I suffered depression as a teenager. It is a feeling I have made friends with over the years. When it visits these days we barely acknowledge each other. A slight nod of the head. A comfortable silence. Like estranged lovers that never found courage to say goodbye. When I experienced anxiety for the first time, my world changed. I met my own mortality and it has haunted me since. Anxiety is a dark mist, shadowing my life in a vignette. It isn’t composed and phlegmatic like my old friend, but sharp and swollen and sure. Anxiety shatters reality with reckless abandon – anywhere, anytime – with no warning, no caution, no remorse. It tears apart your insides, reaches deep down – and squeezes. And you cannot see. You cannot think. You cannot breath. You are an empty vessel at the mercy of time. And only time can save you.

Today my first activity was to write down my feelings in a blog post, something I have been afraid to do in my current iteration of this panic disorder. I has my first anxiety attack in 2011. I was smoking a lot of weed and it had taken me to a dark place. I had finished the Honours year of a bullshit Creative Arts degree at university – graduating with first class honours despite my drug use – and had no idea what to do next with my life. I was lost. And was not expecting what found me.

When it came I remember feeling light-headed and realising that I wasn’t breathing. I had time to call out my partner’s name before I lost consciousness, knocking my head against the wall as I fell. When I came to I was disorientated and unable to make sense of my surroundings. I remember repeating over and over “I’m okay. I’m okay. I’m okay.” I can’t remember if it was a bizarre attempt to calm myself or my partner in that moment. I experienced another attack the following night but this time I didn’t lose consciousness. I lay on the floor for several hours – I can’t recall how long as time seemed to be stuck in a merciless never-ending ‘present’ – with a continual feeling of being sucked in and out of my own body. When I was inside myself I was bewildered within my own mind, cast adrift in waves of fear. When I was outside of myself the physcial sensations reigned as my body shook uncontrollably and breath escaped me.

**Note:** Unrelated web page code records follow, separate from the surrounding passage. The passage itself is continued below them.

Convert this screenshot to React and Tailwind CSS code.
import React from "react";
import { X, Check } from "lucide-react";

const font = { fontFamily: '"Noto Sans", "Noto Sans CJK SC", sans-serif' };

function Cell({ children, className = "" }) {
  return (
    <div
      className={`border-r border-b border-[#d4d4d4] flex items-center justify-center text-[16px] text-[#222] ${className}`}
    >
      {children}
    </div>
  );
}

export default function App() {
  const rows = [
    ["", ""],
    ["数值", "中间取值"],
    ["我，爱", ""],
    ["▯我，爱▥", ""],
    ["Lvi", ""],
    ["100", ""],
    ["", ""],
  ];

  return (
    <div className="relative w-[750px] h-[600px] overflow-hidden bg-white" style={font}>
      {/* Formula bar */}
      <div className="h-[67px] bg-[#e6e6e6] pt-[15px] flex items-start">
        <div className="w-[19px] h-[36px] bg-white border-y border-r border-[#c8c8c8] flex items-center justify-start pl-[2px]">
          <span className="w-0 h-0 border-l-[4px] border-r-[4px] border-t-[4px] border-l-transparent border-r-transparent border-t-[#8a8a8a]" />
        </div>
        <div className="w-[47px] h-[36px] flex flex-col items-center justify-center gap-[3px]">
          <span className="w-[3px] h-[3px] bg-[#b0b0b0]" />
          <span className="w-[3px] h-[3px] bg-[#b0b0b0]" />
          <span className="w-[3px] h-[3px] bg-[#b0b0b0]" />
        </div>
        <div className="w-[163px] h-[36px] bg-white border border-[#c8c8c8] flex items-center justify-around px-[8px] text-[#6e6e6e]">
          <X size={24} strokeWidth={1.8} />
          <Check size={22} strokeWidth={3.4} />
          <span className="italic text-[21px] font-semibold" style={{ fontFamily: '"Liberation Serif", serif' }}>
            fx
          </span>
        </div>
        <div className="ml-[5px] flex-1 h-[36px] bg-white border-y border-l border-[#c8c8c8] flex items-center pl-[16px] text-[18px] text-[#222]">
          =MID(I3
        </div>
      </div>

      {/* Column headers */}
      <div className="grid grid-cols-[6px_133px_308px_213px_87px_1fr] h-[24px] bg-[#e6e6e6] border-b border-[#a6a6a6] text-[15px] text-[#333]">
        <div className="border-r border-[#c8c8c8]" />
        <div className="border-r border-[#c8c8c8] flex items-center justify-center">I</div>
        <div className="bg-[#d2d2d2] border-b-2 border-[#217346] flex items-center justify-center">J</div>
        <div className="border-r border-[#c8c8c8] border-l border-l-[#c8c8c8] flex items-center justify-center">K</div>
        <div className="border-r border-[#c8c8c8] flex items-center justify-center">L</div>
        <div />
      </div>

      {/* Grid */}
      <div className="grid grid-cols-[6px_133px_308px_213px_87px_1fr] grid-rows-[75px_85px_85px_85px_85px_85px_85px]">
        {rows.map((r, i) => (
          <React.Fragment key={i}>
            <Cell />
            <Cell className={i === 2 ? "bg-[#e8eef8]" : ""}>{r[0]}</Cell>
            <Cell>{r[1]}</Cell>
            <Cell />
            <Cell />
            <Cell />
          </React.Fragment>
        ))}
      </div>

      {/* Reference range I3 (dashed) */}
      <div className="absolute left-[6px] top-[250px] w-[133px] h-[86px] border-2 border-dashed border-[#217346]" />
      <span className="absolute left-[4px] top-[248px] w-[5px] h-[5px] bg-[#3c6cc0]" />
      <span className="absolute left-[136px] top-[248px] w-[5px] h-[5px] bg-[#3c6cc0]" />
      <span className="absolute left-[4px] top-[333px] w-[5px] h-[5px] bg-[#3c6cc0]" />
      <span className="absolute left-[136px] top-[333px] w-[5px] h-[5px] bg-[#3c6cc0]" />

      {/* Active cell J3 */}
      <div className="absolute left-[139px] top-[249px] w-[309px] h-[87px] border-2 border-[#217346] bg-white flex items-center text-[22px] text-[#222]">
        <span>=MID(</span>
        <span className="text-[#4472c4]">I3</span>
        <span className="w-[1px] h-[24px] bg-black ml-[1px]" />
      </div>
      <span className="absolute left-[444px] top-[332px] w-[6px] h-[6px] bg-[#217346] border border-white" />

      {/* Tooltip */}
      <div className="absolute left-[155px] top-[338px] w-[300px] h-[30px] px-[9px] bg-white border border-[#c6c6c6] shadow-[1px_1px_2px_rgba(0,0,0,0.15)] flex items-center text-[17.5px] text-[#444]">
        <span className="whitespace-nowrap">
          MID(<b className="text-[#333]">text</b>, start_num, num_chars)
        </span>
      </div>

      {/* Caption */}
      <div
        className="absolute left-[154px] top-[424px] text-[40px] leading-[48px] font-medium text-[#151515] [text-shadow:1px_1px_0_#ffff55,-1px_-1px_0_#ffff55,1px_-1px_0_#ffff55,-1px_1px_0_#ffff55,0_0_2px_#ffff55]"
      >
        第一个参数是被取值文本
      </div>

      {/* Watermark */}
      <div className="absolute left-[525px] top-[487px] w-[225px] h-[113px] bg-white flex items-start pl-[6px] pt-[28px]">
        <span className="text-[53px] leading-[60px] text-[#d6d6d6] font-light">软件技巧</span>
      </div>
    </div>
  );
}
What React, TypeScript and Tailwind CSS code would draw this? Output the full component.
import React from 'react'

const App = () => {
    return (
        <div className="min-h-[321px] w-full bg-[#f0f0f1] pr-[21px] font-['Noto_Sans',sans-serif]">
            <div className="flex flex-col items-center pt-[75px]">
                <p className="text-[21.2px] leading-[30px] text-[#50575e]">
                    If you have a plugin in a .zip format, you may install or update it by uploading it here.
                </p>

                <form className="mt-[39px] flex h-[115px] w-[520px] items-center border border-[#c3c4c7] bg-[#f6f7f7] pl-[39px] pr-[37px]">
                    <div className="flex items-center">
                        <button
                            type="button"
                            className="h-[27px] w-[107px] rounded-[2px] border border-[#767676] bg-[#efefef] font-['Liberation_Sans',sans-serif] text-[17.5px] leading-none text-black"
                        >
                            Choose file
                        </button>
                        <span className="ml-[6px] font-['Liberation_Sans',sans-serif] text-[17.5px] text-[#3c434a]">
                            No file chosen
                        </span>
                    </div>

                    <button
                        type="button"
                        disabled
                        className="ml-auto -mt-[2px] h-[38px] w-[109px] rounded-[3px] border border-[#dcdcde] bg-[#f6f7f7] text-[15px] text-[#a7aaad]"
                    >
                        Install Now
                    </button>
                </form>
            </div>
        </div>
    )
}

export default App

Cut to 1st January, 2017. It had been 5 years since my last panic attack. I had slowly felt my insides knot for the 9 months prior, triggered by a episode I had had in Amsterdam in March of 2016 where a nasty bought of gastro in a foreign city had left me malnourished and resulted in another episode whereby I lost consciousness and knocked my head against the shower wall. I woke up not knowing where I was, who I was, who I was with, what had happened, and the most disturbing of all – unable to see despite my eyes being open. In that moment, although it wasn’t anxiety, I felt the same way I did many years earlier. In that moment of disorientated panic I thought I was stroking and dying – and oh my god how indescribably terrifying it is to realise the loneliness of that moment.

I had reached out in December 2016 to a psychologist in a desperate attempt to drop an anchor before I ran aground. It was too little too late and on the 1st January I found myself lying again on the floor, curled up in a ball unable to move or speak, heart racing, body convulsing, overwhelmed with the belief that I was having a heart attack and this was the end. It wasn’t. But it was the beginning of something else. Anxiety had emerged from the shadows. It was back.

So here I sit, months on, trying to piece this all together. I’m starting this blog as an attempt at catharsis. It’s an attempt to be truly honest with myself.
To navigate the waters of my mental illness.
To document my thoughts.
To expose my flaws.
To heal my wounds.
To let it all go.

I chose the title “Ships In The Night”, inspired by the words of Henry W. Longfellow:

“Ships that pass in the night, and speak each other in passing,
Only a signal shown and a distant voice in the darkness;
So on the ocean of life we pass and speak one another,
Only a look and a voice, then darkness again and a silence.”

Life indeed is like ships passing in the night. We make this voyage in solitude, briefly passing by others on their own journey – sharing a brief moment together – before sailing on. Although we are on these waters alone, we must look to the same heavens to find our way.

I hope to find my way. And I look forward to passing you by.